Ce document indique que plusieurs semaines plus tard, les forces de sécurité ne sont toujours pas déployées. Les premiers décaissements, quelques 37 millions de dollars, ont été dépensés pour liquider les arriérés de paie des militaires et la moitié a été répartie entre les états-majors, à Kinshasa.Même après le déploiement des responsables militaires, la chaîne de commandement de l’armée a continué à fonctionner « comme à l’ordinaire et cela pose problème vue la situation de l’état de siège », souligne le rapport.

À l’issue de ces auditions, les députés ont, dans leurs avis et considérations, dressé un constat accablant de l’impréparation générale. « La proclamation de l’état de siège n’a pas été sous-tendue par une planification d’actions stratégiques. Elle l’a été sans un montage financier conséquent et cohérent, sans définition d’objectifs militaires et sans un chronogramme d’actions stratégiques », écrivent les membres de la commission sécurité et défense.

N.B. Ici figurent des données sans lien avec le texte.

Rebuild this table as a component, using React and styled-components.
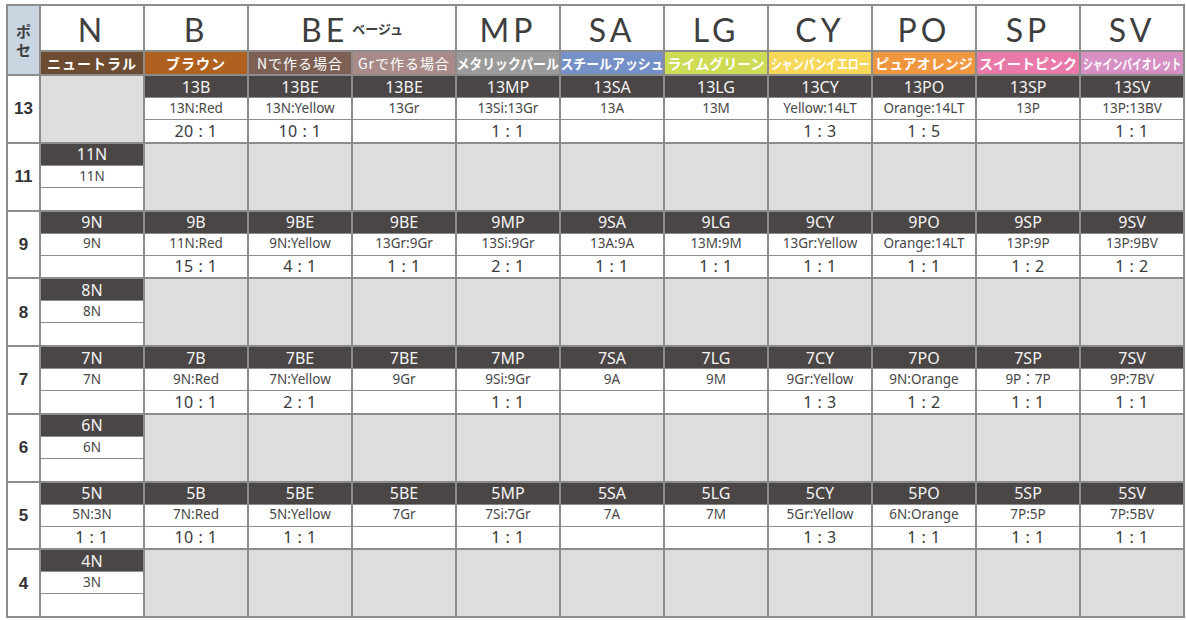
import React, { Fragment } from 'react';
import styled, { createGlobalStyle } from 'styled-components';

const GlobalStyle = createGlobalStyle`
  html, body {
    margin: 0;
    padding: 0;
    background: #ffffff;
  }
  body {
    font-family: "Noto Sans", "Noto Sans CJK JP", sans-serif;
  }
`;

const Page = styled.div`
  padding: 4px 0 0 6px;
`;

const Table = styled.table`
  width: 1178px;
  border-collapse: collapse;
  table-layout: fixed;
  border: 2px solid #8c8c8c;
  color: #3a3a3a;

  td, th {
    border: 2px solid #8c8c8c;
    padding: 0;
    text-align: center;
    vertical-align: middle;
    white-space: nowrap;
    overflow: hidden;
    line-height: 1;
  }
`;

const Corner = styled.th`
  background: #c9d5e1;
  color: #3f3f3f;
  font-family: "Noto Sans CJK JP", sans-serif;
  font-size: 15px;
  font-weight: 700;
  line-height: 19px !important;
`;

const Big = styled.th`
  height: 40px;
  font-family: Lato, sans-serif;
  font-size: 32px;
  font-weight: 400;
  letter-spacing: 4px;
  color: #3e3e3e;
  padding-top: 4px !important;
`;

const BigSub = styled.span`
  font-family: "Noto Sans CJK JP", sans-serif;
  font-size: 13px;
  font-weight: 700;
  letter-spacing: 0;
  margin-left: 4px;
  vertical-align: 8px;
`;

const Sub = styled.th`
  height: 22px;
  background: ${(p) => p.$bg};
  color: #ffffff;
  font-family: "Noto Sans CJK JP", sans-serif;
  font-size: 14px;
  font-weight: ${(p) => (p.$light ? 400 : 700)};
  letter-spacing: ${(p) => p.$ls || 0}px;
  border-bottom-width: 1px !important;
`;

const SubText = styled.span`
  display: inline-block;
  transform: scaleX(${(p) => p.$sx || 1});
  transform-origin: center;
  margin: 0 -20px;
`;

const RowLabel = styled.td`
  font-family: "Liberation Sans", sans-serif;
  font-size: 17px;
  font-weight: 700;
  color: #333333;
`;

const Empty = styled.td`
  background: #dedede;
`;

const Code = styled.td`
  height: 21px;
  background: #4a4645;
  color: #f4f4f4;
  font-size: 16px;
  border-bottom-width: 1px !important;
`;

const Mix = styled.td`
  height: 21px;
  font-size: 13.5px;
  color: #474747;
  border-top-width: 1px !important;
  border-bottom-width: 1px !important;
`;

const Ratio = styled.td`
  height: 21.75px;
  font-size: 16px;
  letter-spacing: 0.5px;
  color: #3a3a3a;
  border-top-width: 1px !important;
`;

const subs = [
  { t: 'ニュートラル', bg: '#6d4c31', ls: 1 },
  { t: 'ブラウン', bg: '#b0611f', ls: 1 },
  { t: 'Nで作る場合', bg: '#7d5f54', light: true, ls: 1 },
  { t: 'Grで作る場合', bg: '#a88a88', light: true, ls: 1 },
  { t: 'メタリックパール', bg: '#9b9b9b', sx: 0.92 },
  { t: 'スチールアッシュ', bg: '#7690c8', sx: 0.92 },
  { t: 'ライムグリーン', bg: '#cedc55', sx: 1 },
  { t: 'シャンパンイエロー', bg: '#f6d757', sx: 0.78 },
  { t: 'ピュアオレンジ', bg: '#f0963e', sx: 1 },
  { t: 'スイートピンク', bg: '#e979a8', sx: 1 },
  { t: 'シャインバイオレット', bg: '#d690c4', sx: 0.7 },
];

const rows = [
  {
    label: '13',
    cells: [
      null,
      ['13B', '13N:Red', '20 : 1'],
      ['13BE', '13N:Yellow', '10 : 1'],
      ['13BE', '13Gr', ''],
      ['13MP', '13Si:13Gr', '1 : 1'],
      ['13SA', '13A', ''],
      ['13LG', '13M', ''],
      ['13CY', 'Yellow:14LT', '1 : 3'],
      ['13PO', 'Orange:14LT', '1 : 5'],
      ['13SP', '13P', ''],
      ['13SV', '13P:13BV', '1 : 1'],
    ],
  },
  { label: '11', cells: [['11N', '11N', ''], null, null, null, null, null, null, null, null, null, null] },
  {
    label: '9',
    cells: [
      ['9N', '9N', ''],
      ['9B', '11N:Red', '15 : 1'],
      ['9BE', '9N:Yellow', '4 : 1'],
      ['9BE', '13Gr:9Gr', '1 : 1'],
      ['9MP', '13Si:9Gr', '2 : 1'],
      ['9SA', '13A:9A', '1 : 1'],
      ['9LG', '13M:9M', '1 : 1'],
      ['9CY', '13Gr:Yellow', '1 : 1'],
      ['9PO', 'Orange:14LT', '1 : 1'],
      ['9SP', '13P:9P', '1 : 2'],
      ['9SV', '13P:9BV', '1 : 2'],
    ],
  },
  { label: '8', cells: [['8N', '8N', ''], null, null, null, null, null, null, null, null, null, null] },
  {
    label: '7',
    cells: [
      ['7N', '7N', ''],
      ['7B', '9N:Red', '10 : 1'],
      ['7BE', '7N:Yellow', '2 : 1'],
      ['7BE', '9Gr', ''],
      ['7MP', '9Si:9Gr', '1 : 1'],
      ['7SA', '9A', ''],
      ['7LG', '9M', ''],
      ['7CY', '9Gr:Yellow', '1 : 3'],
      ['7PO', '9N:Orange', '1 : 2'],
      ['7SP', '9P：7P', '1 : 1'],
      ['7SV', '9P:7BV', '1 : 1'],
    ],
  },
  { label: '6', cells: [['6N', '6N', ''], null, null, null, null, null, null, null, null, null, null] },
  {
    label: '5',
    cells: [
      ['5N', '5N:3N', '1 : 1'],
      ['5B', '7N:Red', '10 : 1'],
      ['5BE', '5N:Yellow', '1 : 1'],
      ['5BE', '7Gr', ''],
      ['5MP', '7Si:7Gr', '1 : 1'],
      ['5SA', '7A', ''],
      ['5LG', '7M', ''],
      ['5CY', '5Gr:Yellow', '1 : 3'],
      ['5PO', '6N:Orange', '1 : 1'],
      ['5SP', '7P:5P', '1 : 1'],
      ['5SV', '7P:5BV', '1 : 1'],
    ],
  },
  { label: '4', cells: [['4N', '3N', ''], null, null, null, null, null, null, null, null, null, null] },
];

const App = () => {
  return (
    <Page>
      <GlobalStyle />
      <Table>
        <colgroup>
          <col style={{ width: 33 }} />
          {subs.map((s, i) => (
            <col key={i} style={{ width: 104 }} />
          ))}
        </colgroup>
        <thead>
          <tr>
            <Corner rowSpan={2}>ポ<br />セ</Corner>
            <Big>N</Big>
            <Big>B</Big>
            <Big colSpan={2}>BE<BigSub>ベージュ</BigSub></Big>
            <Big>MP</Big>
            <Big>SA</Big>
            <Big>LG</Big>
            <Big>CY</Big>
            <Big>PO</Big>
            <Big>SP</Big>
            <Big>SV</Big>
          </tr>
          <tr>
            {subs.map((s) => (
              <Sub key={s.t} $bg={s.bg} $light={s.light} $ls={s.ls}>
                <SubText $sx={s.sx}>{s.t}</SubText>
              </Sub>
            ))}
          </tr>
        </thead>
        <tbody>
          {rows.map((r) => (
            <Fragment key={r.label}>
              <tr>
                <RowLabel rowSpan={3}>{r.label}</RowLabel>
                {r.cells.map((c, i) =>
                  c ? <Code key={i}>{c[0]}</Code> : <Empty key={i} rowSpan={3} />
                )}
              </tr>
              <tr>
                {r.cells.map((c, i) => (c ? <Mix key={i}>{c[1]}</Mix> : null))}
              </tr>
              <tr>
                {r.cells.map((c, i) => (c ? <Ratio key={i}>{c[2]}</Ratio> : null))}
              </tr>
            </Fragment>
          ))}
        </tbody>
      </Table>
    </Page>
  );
};

export default App;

« Dans l’ensemble, le bilan de l’état de siège dans les provinces de l’Ituri et du Nord-Kivu est mitigé en ce sens que, depuis son instauration, les tueries, les massacres, les viols, les braquages, les incendies des véhicules… se sont intensifiés dans les zones concernées ».

Les élus ont rappelé au gouvernement ce qu’ils estiment être les faiblesses de ce dispositif : la modicité du salaire et des primes, la situation préoccupante des droits humains et le manque de coordination des ministères concernés. Ils sollicitent donc, en urgence, une restructuration profonde et un renouvellement de la chaîne de commandement militaire et de commandement à tous les niveaux, dans l’Ituri et le Nord-Kivu, ainsi que l’envoi d’une mission à Kinshasa pour enquêter sur la traçabilité des fonds.

Ils exigent enfin « un plan de sortie de crise de l’état de siège ».

Vingt-cinq membres de la commission ont pris part au vote de ce rapport et aucun n’a voté contre.